(Stored entries)

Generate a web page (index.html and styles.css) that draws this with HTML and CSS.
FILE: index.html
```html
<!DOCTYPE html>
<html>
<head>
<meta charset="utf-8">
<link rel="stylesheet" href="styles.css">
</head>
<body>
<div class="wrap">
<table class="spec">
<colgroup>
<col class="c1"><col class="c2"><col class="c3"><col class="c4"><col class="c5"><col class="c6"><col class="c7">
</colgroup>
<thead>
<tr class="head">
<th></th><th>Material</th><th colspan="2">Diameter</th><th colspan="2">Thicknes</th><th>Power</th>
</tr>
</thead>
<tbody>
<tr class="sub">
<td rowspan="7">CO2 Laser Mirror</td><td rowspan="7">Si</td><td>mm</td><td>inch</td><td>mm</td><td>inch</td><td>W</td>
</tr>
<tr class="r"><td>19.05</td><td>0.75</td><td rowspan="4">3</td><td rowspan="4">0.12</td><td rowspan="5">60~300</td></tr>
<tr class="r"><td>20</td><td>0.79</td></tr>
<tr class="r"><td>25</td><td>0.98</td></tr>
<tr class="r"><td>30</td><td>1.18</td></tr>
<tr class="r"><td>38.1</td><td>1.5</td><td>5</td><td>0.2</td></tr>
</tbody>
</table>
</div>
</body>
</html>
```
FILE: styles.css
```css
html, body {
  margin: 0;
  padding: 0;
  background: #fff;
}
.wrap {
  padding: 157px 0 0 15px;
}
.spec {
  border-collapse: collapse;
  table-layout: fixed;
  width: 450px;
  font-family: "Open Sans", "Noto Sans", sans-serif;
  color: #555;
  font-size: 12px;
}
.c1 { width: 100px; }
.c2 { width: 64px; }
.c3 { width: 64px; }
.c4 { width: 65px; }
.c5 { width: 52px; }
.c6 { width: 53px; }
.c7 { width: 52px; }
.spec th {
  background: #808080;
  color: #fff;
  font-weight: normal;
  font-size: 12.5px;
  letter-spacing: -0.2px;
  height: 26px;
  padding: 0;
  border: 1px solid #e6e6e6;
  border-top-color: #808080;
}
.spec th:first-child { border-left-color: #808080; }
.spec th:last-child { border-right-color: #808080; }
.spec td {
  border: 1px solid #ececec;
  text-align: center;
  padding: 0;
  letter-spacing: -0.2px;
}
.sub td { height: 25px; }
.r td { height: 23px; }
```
==
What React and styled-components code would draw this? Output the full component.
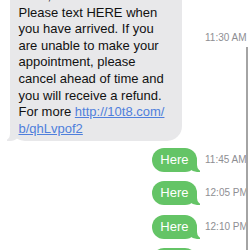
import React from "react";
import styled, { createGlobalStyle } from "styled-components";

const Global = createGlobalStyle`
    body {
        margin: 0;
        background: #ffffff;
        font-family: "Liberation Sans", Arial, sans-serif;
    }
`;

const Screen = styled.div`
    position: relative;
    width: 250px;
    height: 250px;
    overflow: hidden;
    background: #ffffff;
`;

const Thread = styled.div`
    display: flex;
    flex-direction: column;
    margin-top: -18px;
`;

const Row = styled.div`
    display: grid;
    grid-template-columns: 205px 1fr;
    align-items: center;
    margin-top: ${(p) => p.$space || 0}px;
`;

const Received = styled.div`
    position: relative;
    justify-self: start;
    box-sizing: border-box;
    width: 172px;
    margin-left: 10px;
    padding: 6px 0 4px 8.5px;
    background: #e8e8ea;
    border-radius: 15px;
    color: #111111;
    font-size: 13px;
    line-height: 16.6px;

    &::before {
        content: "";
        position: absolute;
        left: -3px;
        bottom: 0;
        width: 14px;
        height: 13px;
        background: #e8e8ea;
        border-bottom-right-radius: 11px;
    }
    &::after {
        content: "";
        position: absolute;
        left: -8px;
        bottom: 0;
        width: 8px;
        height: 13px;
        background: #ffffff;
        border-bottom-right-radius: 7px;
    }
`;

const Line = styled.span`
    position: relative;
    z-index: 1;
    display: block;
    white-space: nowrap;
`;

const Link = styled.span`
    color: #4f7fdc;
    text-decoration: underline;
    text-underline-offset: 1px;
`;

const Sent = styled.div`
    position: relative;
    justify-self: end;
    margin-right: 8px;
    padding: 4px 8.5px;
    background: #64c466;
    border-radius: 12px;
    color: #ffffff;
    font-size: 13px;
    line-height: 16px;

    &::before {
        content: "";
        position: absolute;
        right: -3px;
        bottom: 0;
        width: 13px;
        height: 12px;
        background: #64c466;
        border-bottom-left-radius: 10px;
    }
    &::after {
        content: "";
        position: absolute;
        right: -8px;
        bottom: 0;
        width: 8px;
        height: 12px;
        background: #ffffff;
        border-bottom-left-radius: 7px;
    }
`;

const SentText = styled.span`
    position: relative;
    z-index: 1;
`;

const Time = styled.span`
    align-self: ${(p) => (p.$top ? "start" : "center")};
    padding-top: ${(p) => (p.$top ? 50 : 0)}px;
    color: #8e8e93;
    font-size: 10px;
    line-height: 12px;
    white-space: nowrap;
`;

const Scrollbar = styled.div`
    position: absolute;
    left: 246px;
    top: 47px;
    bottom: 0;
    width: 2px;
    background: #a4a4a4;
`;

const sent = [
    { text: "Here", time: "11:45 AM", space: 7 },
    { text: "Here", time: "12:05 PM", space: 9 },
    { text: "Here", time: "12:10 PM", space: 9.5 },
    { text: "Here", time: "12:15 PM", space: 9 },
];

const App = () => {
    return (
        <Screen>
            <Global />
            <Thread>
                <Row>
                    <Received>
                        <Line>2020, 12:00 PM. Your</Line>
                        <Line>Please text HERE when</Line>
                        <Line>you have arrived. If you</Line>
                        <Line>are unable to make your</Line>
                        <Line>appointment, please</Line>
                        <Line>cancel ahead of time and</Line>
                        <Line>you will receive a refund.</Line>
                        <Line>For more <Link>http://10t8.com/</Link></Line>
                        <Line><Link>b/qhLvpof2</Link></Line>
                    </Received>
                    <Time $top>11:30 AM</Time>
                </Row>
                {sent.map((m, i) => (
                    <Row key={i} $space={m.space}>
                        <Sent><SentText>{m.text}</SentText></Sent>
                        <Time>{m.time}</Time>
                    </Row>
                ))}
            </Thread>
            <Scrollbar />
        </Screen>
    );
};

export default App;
* * *
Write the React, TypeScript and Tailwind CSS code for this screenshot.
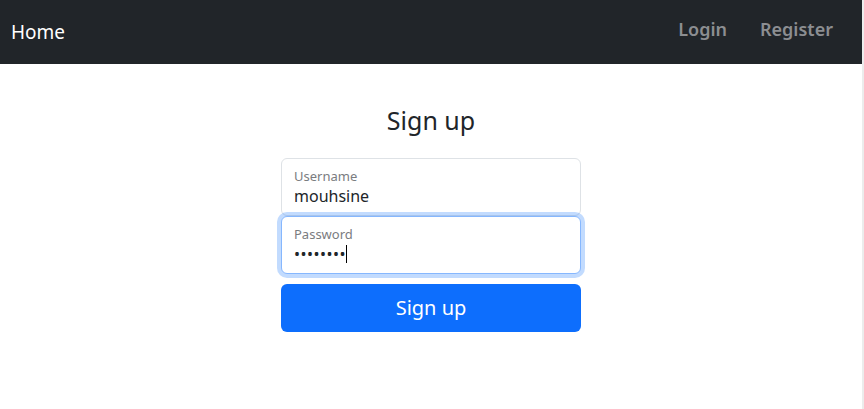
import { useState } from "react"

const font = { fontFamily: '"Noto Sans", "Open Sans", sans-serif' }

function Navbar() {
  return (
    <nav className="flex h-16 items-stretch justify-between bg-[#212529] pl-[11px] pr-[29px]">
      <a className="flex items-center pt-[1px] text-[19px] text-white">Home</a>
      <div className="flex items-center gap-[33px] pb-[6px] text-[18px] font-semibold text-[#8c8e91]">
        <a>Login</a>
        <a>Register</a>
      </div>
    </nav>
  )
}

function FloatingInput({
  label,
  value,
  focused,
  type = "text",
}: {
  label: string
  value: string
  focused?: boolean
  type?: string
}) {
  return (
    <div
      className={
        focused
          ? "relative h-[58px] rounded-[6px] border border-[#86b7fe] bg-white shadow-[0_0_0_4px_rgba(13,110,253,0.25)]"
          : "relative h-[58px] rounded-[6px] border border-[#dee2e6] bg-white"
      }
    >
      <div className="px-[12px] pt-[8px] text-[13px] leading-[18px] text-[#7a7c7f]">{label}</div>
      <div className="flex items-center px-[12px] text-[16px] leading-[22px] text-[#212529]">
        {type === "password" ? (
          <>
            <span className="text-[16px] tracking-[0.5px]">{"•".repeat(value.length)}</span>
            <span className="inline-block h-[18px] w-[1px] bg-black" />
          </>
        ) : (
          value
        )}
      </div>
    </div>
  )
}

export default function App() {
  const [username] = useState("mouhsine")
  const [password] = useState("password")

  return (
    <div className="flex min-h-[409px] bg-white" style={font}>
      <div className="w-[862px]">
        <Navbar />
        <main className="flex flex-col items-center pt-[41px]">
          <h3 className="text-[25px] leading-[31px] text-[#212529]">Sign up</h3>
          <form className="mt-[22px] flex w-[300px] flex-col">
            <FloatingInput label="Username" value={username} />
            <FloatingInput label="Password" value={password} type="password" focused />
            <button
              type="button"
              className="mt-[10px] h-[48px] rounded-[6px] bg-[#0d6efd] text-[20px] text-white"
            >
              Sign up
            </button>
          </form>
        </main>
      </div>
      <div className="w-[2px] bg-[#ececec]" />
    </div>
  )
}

§ **What is required**
Gather each line in these records that contains the string "components".

§ **Solution to the exercise**
What React and styled-components code would draw this? Output the full component.
import styled, { createGlobalStyle } from "styled-components";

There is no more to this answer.